Remarks Jason Hart, operations manager for Bellingham Aviation Services in Bellingham,WA, “Handling the event was pretty exciting, and also pretty challenging. We have a modest ramp that I share with my competitor; it took some increased organization and a lot of extra hours.”
Bellingham Aviation Services is located at Bellingham International Airport, a port-of-entry airport in the Pacific Northwest. Just 20 miles south of the Canadian border and 50 miles from Vancouver, Bellingham proved a good alternative for those who wanted to avoid extensive Olympics security, says Hart.
“We experienced some 60 jets” he says. In that same period in a typical year, Bellingham might get a half dozen. The FBO sold three times its normal retail fuel flow, relates Hart.
“The challenge was really a ramp space issue,” explains Hart. “We had to make sure we had enough places to actually pull in jets and park them, and then find a way to get the larger jets that we don’t normally move out of the way.
Fuel provider Air BP sent some line staff to help on the ramp for the inaugural date, but for the most part, Hart says he used a lot of in-house overtime.
The Jet Center started planning for the event last fall by working with the Port of Bellingham and another FBO on the field to form a committee that organized and executed the planning efforts, which focused on logistics and ramp space.
Regarding reservation fees, “We had a small per day fee on jets that were parked here, and that was to cover extra insurance costs that we had for the event,” says Hart.
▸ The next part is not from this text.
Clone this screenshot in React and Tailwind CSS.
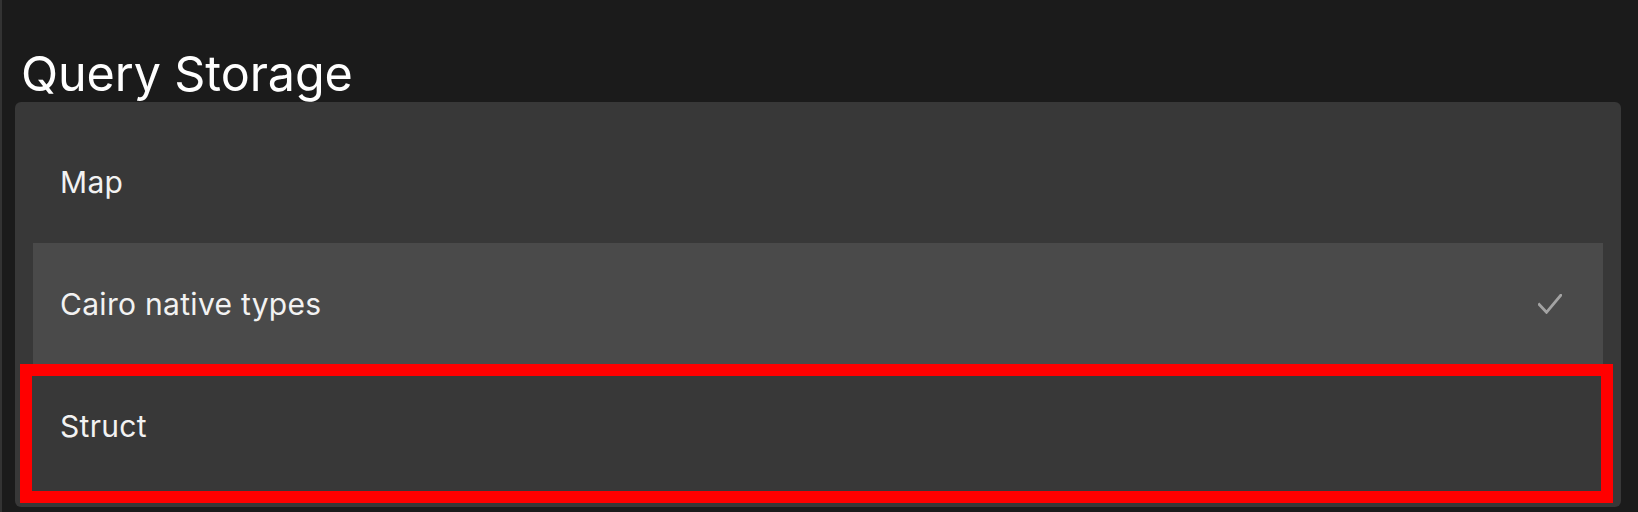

The fee was based on aircraft weight and the length of the stay; it ranged from $50 to $150 per day depending on the services provided.
“We were very excited with the level of traffic we received,” relates Hart. “In addition to the fee we implemented, we also experienced an increased level of side services due to the event.
“We got some big catering orders — had half a hockey team on a plane that needed to eat on their way back to Pittsburgh; those types of instances. All in all, revenues went up across the board.”